**TASK DIRECTIONS**.
Count how many lines of the material hold "this". Respond with that number alone.

**INFORMATION SUPPLIED**.
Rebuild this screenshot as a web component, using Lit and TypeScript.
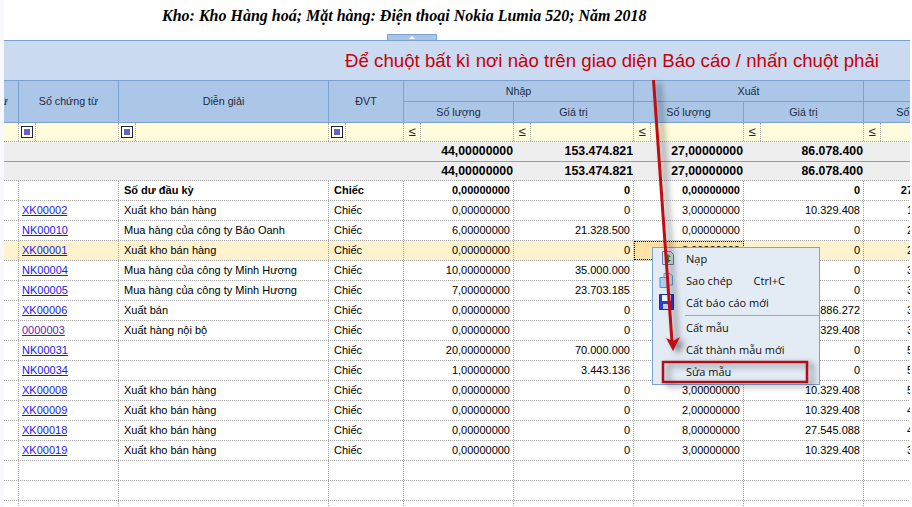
import { LitElement, html, css, svg } from 'lit';
import { customElement } from 'lit/decorators.js';
import { classMap } from 'lit/directives/class-map.js';

interface Row {
  doc: string;
  text: string;
  inQty: string;
  inVal: string;
  outQty: string;
  outVal: string;
  rest: string;
  visited?: boolean;
  selected?: boolean;
}

const z = '0,00000000';

const rows: Row[] = [
  { doc: 'XK00002', text: 'Xuất kho bán hàng', inQty: z, inVal: '0', outQty: '3,00000000', outVal: '10.329.408', rest: '1,00000000' },
  { doc: 'NK00010', text: 'Mua hàng của công ty Bảo Oanh', inQty: '6,00000000', inVal: '21.328.500', outQty: z, outVal: '0', rest: '2,00000000' },
  { doc: 'XK00001', text: 'Xuất kho bán hàng', inQty: z, inVal: '0', outQty: '3,00000000', outVal: '0', rest: '2,00000000', selected: true },
  { doc: 'NK00004', text: 'Mua hàng của công ty Minh Hương', inQty: '10,00000000', inVal: '35.000.000', outQty: z, outVal: '0', rest: '3,00000000' },
  { doc: 'NK00005', text: 'Mua hàng của công ty Minh Hương', inQty: '7,00000000', inVal: '23.703.185', outQty: z, outVal: '0', rest: '3,00000000' },
  { doc: 'XK00006', text: 'Xuất bán', inQty: z, inVal: '0', outQty: '1,00000000', outVal: '886.272', rest: '3,00000000' },
  { doc: '0000003', text: 'Xuất hàng nội bộ', inQty: z, inVal: '0', outQty: '3,00000000', outVal: '10.329.408', rest: '3,00000000', visited: true },
  { doc: 'NK00031', text: '', inQty: '20,00000000', inVal: '70.000.000', outQty: z, outVal: '0', rest: '5,00000000' },
  { doc: 'NK00034', text: '', inQty: '1,00000000', inVal: '3.443.136', outQty: z, outVal: '0', rest: '5,00000000' },
  { doc: 'XK00008', text: 'Xuất kho bán hàng', inQty: z, inVal: '0', outQty: '3,00000000', outVal: '10.329.408', rest: '5,00000000' },
  { doc: 'XK00009', text: 'Xuất kho bán hàng', inQty: z, inVal: '0', outQty: '2,00000000', outVal: '10.329.408', rest: '4,00000000' },
  { doc: 'XK00018', text: 'Xuất kho bán hàng', inQty: z, inVal: '0', outQty: '8,00000000', outVal: '27.545.088', rest: '4,00000000' },
  { doc: 'XK00019', text: 'Xuất kho bán hàng', inQty: z, inVal: '0', outQty: '3,00000000', outVal: '10.329.408', rest: '3,00000000' },
];

const COLS = '15px 100px 210px 75px 110px 120px 110px 120px 105px';

@customElement('app-root')
export class AppRoot extends LitElement {
  static override styles = css`
    :host {
      display: block;
      position: relative;
      width: 912px;
      height: 507px;
      overflow: hidden;
      background: #fff;
      font-family: 'Liberation Sans', Arial, sans-serif;
      font-size: 11px;
      color: #000;
    }

    .title {
      height: 31px;
      padding-left: 162px;
      font: italic bold 16px/31px 'Liberation Serif', 'Times New Roman', serif;
      color: #000;
      white-space: nowrap;
    }

    .tab-line {
      display: flex;
      height: 9px;
      padding-left: 387px;
      align-items: flex-end;
    }

    .tab {
      display: flex;
      justify-content: center;
      width: 48px;
      height: 5px;
      background: #a9c4e6;
      border: 1px solid #7ba2d0;
      border-bottom: none;
    }

    .tab i {
      width: 0;
      height: 0;
      margin-top: 1px;
      border: 3px solid transparent;
      border-top: none;
      border-bottom-color: #fff;
    }

    .grid {
      width: 906px;
      margin-left: 4px;
      height: 467px;
      overflow: hidden;
    }

    .band {
      display: flex;
      justify-content: flex-end;
      align-items: center;
      box-sizing: border-box;
      height: 41px;
      padding-right: 31px;
      background: #c9daf1;
      border-top: 1px solid #7ba2d0;
      border-bottom: 1px solid #7ba2d0;
      color: #c8000a;
      font-size: 18.67px;
      white-space: nowrap;
    }

    .head {
      display: grid;
      grid-template-rows: 21px 20px;
      width: max-content;
      background: #abc6e6;
      color: #1c2c44;
      font-size: 10.7px;
      border-bottom: 1px solid #7ba2d0;
    }

    .head div {
      display: flex;
      box-sizing: border-box;
      align-items: center;
      justify-content: center;
      border-right: 1px solid #7ba2d0;
      white-space: nowrap;
      overflow: hidden;
    }

    .head .tall {
      grid-row: span 2;
      padding-bottom: 2px;
    }

    .head .clip {
      justify-content: flex-end;
      padding-right: 10px;
    }

    .head .group {
      grid-column: span 2;
      border-bottom: 1px solid #7ba2d0;
    }

    .head .group.single {
      grid-column: span 1;
    }

    .head .tail {
      padding-left: 5px;
    }

    .row {
      display: grid;
      width: max-content;
      box-sizing: border-box;
      height: 20px;
      border-bottom: 1px dotted #a4a4a4;
    }

    .cell {
      box-sizing: border-box;
      padding: 0 3px 0 5px;
      line-height: 19px;
      border-right: 1px dotted #a4a4a4;
      white-space: nowrap;
      overflow: hidden;
    }

    .num {
      text-align: right;
    }

    .filter {
      height: 19px;
      background: #fffcdc;
    }

    .filter .cell {
      display: flex;
      padding: 0;
    }

    .op {
      box-sizing: border-box;
      width: 17px;
      height: 18px;
      border-right: 1px dotted #a4a4a4;
      text-align: center;
      line-height: 17px;
      font-size: 13px;
      color: #223;
    }

    .op.box {
      display: flex;
      align-items: center;
      justify-content: center;
    }

    .check {
      box-sizing: border-box;
      width: 12px;
      height: 12px;
      padding: 2px;
      background: #fff;
      border: 1px solid #1d2247;
    }

    .check i {
      display: block;
      width: 6px;
      height: 6px;
      background: #6262c8;
    }

    .total {
      background: #eee;
      font-size: 12.3px;
      font-weight: bold;
      border-bottom: 1px solid #7ba2d0;
    }

    .total.last {
      height: 19px;
      border-bottom: 1px dotted #a4a4a4;
    }

    .total .cell {
      border-right: none;
      line-height: 19px;
      padding-right: 1px;
    }

    .total.last .cell {
      line-height: 18px;
    }

    .open {
      font-weight: bold;
    }

    .selected {
      background: #fff2cf;
    }

    .selected .focus {
      background: #ffe2a6;
      outline: 1px dotted #000;
      outline-offset: -1px;
    }

    a {
      color: #1a1ae6;
      text-decoration: underline;
    }

    a.visited {
      color: #6a1ab0;
    }

    .doc {
      margin-left: -2px;
    }

    .gutter {
      position: absolute;
      left: 0;
      top: 0;
      bottom: 0;
      width: 4px;
      background: #f8f8fe;
    }

    .menu {
      position: absolute;
      left: 652px;
      top: 247px;
      box-sizing: border-box;
      width: 168px;
      height: 138px;
      background: #e3ebf5;
      border: 1px solid #7da3d0;
      font-family: 'Open Sans', 'Noto Sans', sans-serif;
      font-size: 11px;
      color: #111;
    }

    .item {
      display: flex;
      align-items: center;
      height: 22px;
      padding-left: 33px;
      position: relative;
      top: -1px;
      white-space: nowrap;
    }

    .item svg {
      position: absolute;
      left: 6px;
      top: 3px;
    }

    .item svg.nap {
      left: 8px;
    }

    .item span {
      margin-left: 21px;
    }

    .sep {
      height: 1px;
      margin: 1px 0 1px 32px;
      background: #a6a6a6;
    }

    .overlay {
      position: absolute;
      left: 0;
      top: 0;
    }

    .shadow {
      filter: drop-shadow(5px 3px 3px rgba(0, 0, 0, 0.5));
    }
  `;

  private renderRow(r: Row) {
    return html`
      <div class=${classMap({ row: true, selected: !!r.selected })} style="grid-template-columns:${COLS}">
        <div class="cell"></div>
        <div class="cell">
          <a class="doc ${r.visited ? 'visited' : ''}" href="#">${r.doc}</a>
        </div>
        <div class="cell">${r.text}</div>
        <div class="cell">Chiếc</div>
        <div class="cell num">${r.inQty}</div>
        <div class="cell num">${r.inVal}</div>
        <div class="cell num focus">${r.outQty}</div>
        <div class="cell num">${r.outVal}</div>
        <div class="cell num">${r.rest}</div>
      </div>
    `;
  }

  private renderEmpty() {
    return html`
      <div class="row" style="grid-template-columns:${COLS}">
        ${Array.from({ length: 9 }, () => html`<div class="cell"></div>`)}
      </div>
    `;
  }

  private renderTotal(last: boolean) {
    return html`
      <div class=${classMap({ row: true, total: true, last })} style="grid-template-columns:${COLS}">
        <div class="cell"></div>
        <div class="cell"></div>
        <div class="cell"></div>
        <div class="cell"></div>
        <div class="cell num">44,00000000</div>
        <div class="cell num">153.474.821</div>
        <div class="cell num">27,00000000</div>
        <div class="cell num">86.078.400</div>
        <div class="cell num"></div>
      </div>
    `;
  }

  private renderFilter() {
    const box = html`<div class="cell"><div class="op box"><div class="check"><i></i></div></div></div>`;
    const op = html`<div class="cell"><div class="op">≤</div></div>`;
    return html`
      <div class="row filter" style="grid-template-columns:${COLS}">
        <div class="cell"></div>
        ${box}${box}${box}${op}${op}${op}${op}${op}
      </div>
    `;
  }

  private renderMenu() {
    return html`
      <div class="menu">
        <div class="item">
          <svg class="nap" width="14" height="16" viewBox="0 0 14 16">
            <path d="M1.5 1.5h8l3 3v10h-11z" fill="#dfe3ee" stroke="#6f76a8" />
            <path d="M7 4l3 3H8v2H6V7H4z" fill="#2e9e3a" />
            <path d="M7 13l-3-3h2V9h2v1h2z" fill="#1f8a2e" />
          </svg>
          Nạp
        </div>
        <div class="item">
          <svg width="15" height="17" viewBox="0 0 15 17">
            <path d="M5 1.5h6l2.5 2.5v9H5z" fill="#cfe2f6" stroke="#5f9fd8" />
            <path d="M1 5.5h8v10H1z" fill="#a9d0f0" stroke="#4f94d0" />
          </svg>
          Sao chép<span>Ctrl+C</span>
        </div>
        <div class="item">
          <svg width="15" height="16" viewBox="0 0 15 16">
            <path d="M.5.5h14v15H.5z" fill="#2a3fd0" stroke="#1a2cb4" />
            <path d="M3 1h9v6H3z" fill="#f4f6ff" />
            <path d="M4 10h7v5H4z" fill="#c8d0f0" />
          </svg>
          Cất báo cáo mới
        </div>
        <div class="sep"></div>
        <div class="item">Cất mẫu</div>
        <div class="item">Cất thành mẫu mới</div>
        <div class="item">Sửa mẫu</div>
      </div>
    `;
  }

  private renderOverlay() {
    return html`
      <svg class="overlay" width="912" height="507" viewBox="0 0 912 507">
        ${svg`
          <g class="shadow">
            <path d="M653.5 80L672 342" stroke="#c00d14" stroke-width="3" fill="none" />
            <path d="M666 338L673 351L680 337L673 341z" fill="#c00d14" />
          </g>
          <rect class="shadow" x="663" y="362" width="144" height="20" fill="none" stroke="#b00d14" stroke-width="2.5" />
        `}
      </svg>
    `;
  }

  override render() {
    return html`
      <div class="title">Kho: Kho Hàng hoá; Mặt hàng: Điện thoại Nokia Lumia 520; Năm 2018</div>
      <div class="tab-line"><div class="tab"><i></i></div></div>
      <div class="grid">
        <div class="band">Để chuột bất kì nơi nào trên giao diện Báo cáo / nhấn chuột phải</div>
        <div class="head" style="grid-template-columns:${COLS}">
          <div class="tall clip">Ngày từ</div>
          <div class="tall">Số chứng từ</div>
          <div class="tall">Diễn giải</div>
          <div class="tall">ĐVT</div>
          <div class="group">Nhập</div>
          <div class="group">Xuất</div>
          <div class="group single"></div>
          <div>Số lượng</div>
          <div>Giá trị</div>
          <div>Số lượng</div>
          <div>Giá trị</div>
          <div class="tail">Số lượng</div>
        </div>
        ${this.renderFilter()} ${this.renderTotal(false)} ${this.renderTotal(true)}
        <div class="row open" style="grid-template-columns:${COLS}">
          <div class="cell"></div>
          <div class="cell"></div>
          <div class="cell">Số dư đầu kỳ</div>
          <div class="cell">Chiếc</div>
          <div class="cell num">0,00000000</div>
          <div class="cell num">0</div>
          <div class="cell num">0,00000000</div>
          <div class="cell num">0</div>
          <div class="cell num">27,00000000</div>
        </div>
        ${rows.map((r) => this.renderRow(r))} ${this.renderEmpty()} ${this.renderEmpty()} ${this.renderEmpty()}
      </div>
      <div class="gutter"></div>
      ${this.renderMenu()} ${this.renderOverlay()}
    `;
  }
}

**CORRECT RESULT**.
4